■ **WHAT IS NEEDED**: Extract all lines containing "styles".

■ **INFORMATION SUPPLIED**:

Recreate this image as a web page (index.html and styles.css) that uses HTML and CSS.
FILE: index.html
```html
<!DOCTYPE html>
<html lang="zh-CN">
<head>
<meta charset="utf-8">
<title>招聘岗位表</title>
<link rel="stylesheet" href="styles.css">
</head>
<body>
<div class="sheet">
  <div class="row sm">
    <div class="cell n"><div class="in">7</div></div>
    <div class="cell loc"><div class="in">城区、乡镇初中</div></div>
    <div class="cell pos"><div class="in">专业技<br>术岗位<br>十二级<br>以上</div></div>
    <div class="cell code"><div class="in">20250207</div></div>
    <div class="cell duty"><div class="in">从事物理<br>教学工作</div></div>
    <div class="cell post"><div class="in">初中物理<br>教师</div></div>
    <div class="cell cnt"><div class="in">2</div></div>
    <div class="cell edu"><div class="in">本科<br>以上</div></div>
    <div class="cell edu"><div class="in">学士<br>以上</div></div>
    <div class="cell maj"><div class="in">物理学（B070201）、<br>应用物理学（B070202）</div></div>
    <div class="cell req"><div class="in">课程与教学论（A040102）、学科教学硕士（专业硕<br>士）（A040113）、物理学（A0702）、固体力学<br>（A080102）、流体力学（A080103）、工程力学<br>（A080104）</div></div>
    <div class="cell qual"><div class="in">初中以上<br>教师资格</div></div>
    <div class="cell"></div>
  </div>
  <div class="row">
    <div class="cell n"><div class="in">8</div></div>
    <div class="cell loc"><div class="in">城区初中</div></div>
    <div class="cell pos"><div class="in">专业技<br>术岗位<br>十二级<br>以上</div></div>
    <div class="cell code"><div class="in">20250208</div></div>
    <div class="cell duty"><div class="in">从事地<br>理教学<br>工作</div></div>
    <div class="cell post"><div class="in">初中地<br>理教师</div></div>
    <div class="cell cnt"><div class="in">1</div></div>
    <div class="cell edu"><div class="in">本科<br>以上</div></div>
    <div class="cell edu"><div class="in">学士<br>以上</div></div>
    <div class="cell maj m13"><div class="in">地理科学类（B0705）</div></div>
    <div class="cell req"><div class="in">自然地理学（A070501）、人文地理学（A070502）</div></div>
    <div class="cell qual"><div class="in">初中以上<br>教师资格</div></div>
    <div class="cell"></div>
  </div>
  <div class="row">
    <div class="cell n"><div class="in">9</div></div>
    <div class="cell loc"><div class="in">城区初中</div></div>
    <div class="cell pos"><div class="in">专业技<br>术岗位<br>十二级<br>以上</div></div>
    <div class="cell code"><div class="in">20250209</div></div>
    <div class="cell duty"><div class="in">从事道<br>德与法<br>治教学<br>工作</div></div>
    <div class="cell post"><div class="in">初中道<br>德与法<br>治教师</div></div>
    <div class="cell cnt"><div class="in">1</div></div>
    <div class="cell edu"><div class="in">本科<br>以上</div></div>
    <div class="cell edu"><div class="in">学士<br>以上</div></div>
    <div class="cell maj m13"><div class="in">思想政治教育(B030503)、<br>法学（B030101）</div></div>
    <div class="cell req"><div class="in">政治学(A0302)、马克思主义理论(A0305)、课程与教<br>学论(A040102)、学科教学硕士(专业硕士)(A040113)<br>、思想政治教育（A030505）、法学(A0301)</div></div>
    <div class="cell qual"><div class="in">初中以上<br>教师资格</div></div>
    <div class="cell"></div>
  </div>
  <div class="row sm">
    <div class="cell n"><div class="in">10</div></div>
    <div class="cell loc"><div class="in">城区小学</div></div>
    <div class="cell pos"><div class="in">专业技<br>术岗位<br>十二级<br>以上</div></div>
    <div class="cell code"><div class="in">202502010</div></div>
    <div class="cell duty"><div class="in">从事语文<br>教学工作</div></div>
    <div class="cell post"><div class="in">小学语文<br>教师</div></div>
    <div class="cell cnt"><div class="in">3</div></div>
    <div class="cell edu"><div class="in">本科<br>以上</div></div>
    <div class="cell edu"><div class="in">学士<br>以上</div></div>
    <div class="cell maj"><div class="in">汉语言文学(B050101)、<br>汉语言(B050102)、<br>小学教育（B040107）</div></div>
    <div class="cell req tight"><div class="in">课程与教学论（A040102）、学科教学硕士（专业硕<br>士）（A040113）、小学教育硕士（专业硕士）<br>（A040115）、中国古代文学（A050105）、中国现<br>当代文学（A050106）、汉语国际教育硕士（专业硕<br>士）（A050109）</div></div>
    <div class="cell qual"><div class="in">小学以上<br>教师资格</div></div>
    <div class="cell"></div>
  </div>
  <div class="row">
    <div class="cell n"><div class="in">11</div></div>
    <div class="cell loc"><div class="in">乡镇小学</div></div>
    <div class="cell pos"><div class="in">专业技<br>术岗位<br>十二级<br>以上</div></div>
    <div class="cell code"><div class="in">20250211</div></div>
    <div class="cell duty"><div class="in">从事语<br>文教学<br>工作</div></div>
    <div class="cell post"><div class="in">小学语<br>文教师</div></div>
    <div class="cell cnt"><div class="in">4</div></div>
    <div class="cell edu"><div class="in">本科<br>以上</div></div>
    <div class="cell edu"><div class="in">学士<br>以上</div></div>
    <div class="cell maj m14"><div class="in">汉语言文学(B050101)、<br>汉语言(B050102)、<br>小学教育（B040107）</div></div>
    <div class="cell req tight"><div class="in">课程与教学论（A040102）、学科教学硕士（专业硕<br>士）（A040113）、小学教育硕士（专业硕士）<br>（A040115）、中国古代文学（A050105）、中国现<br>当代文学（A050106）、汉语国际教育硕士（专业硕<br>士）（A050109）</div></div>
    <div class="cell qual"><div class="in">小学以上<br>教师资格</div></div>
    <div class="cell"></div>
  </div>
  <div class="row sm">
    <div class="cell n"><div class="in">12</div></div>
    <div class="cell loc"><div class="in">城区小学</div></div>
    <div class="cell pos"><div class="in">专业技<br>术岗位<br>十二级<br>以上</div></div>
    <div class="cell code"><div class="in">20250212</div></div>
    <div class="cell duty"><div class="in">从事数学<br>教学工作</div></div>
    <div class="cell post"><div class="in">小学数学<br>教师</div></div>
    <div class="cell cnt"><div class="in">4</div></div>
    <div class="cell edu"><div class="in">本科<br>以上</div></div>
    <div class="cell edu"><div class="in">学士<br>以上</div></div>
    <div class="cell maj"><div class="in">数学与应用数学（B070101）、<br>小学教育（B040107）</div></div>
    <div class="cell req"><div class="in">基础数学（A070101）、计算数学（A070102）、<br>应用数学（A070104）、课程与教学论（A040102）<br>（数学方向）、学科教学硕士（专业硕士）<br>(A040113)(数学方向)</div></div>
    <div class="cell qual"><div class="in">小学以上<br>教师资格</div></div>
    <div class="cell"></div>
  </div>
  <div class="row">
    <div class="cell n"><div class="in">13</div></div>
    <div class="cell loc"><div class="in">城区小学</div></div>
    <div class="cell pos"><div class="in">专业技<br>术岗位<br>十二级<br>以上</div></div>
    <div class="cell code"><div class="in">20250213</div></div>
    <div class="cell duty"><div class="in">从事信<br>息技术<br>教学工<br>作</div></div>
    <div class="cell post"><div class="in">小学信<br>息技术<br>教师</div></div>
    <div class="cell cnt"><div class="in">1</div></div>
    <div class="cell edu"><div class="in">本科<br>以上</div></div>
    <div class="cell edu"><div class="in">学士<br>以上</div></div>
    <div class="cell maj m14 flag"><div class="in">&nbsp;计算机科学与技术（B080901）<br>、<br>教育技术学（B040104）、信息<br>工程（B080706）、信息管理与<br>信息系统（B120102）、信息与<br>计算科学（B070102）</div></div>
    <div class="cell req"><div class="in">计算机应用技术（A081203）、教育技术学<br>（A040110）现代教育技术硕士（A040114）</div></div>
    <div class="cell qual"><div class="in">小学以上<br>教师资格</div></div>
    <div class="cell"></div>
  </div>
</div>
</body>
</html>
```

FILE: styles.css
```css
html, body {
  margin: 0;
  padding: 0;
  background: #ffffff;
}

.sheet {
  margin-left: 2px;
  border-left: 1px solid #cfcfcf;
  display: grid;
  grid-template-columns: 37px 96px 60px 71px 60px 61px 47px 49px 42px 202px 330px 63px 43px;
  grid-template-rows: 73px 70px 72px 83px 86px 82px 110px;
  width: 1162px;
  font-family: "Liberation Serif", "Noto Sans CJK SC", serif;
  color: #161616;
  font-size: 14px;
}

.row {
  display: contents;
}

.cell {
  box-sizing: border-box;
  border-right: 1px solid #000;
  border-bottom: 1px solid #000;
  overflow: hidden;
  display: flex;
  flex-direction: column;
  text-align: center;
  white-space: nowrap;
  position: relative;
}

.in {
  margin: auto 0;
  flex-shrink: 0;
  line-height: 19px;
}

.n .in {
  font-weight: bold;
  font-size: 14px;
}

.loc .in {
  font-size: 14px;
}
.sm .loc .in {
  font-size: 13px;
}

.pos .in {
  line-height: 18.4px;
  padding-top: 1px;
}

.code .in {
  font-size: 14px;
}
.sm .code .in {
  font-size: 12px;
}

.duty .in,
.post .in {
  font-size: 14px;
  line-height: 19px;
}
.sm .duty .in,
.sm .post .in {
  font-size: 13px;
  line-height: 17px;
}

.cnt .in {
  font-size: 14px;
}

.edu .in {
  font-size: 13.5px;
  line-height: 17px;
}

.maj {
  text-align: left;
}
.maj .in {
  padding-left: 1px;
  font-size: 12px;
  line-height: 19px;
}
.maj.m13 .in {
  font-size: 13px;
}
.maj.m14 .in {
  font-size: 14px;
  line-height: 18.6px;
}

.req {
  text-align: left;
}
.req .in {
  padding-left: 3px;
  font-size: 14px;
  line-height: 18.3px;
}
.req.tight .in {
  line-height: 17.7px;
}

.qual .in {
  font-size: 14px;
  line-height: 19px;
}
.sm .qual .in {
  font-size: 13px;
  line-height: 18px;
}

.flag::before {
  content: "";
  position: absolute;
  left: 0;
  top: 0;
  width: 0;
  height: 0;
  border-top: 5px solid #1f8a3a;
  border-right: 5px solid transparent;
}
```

■ **EXERCISE RESULT**:
Recreate this image as a web page (index.html and styles.css) that uses HTML and CSS.
<link rel="stylesheet" href="styles.css">
FILE: styles.css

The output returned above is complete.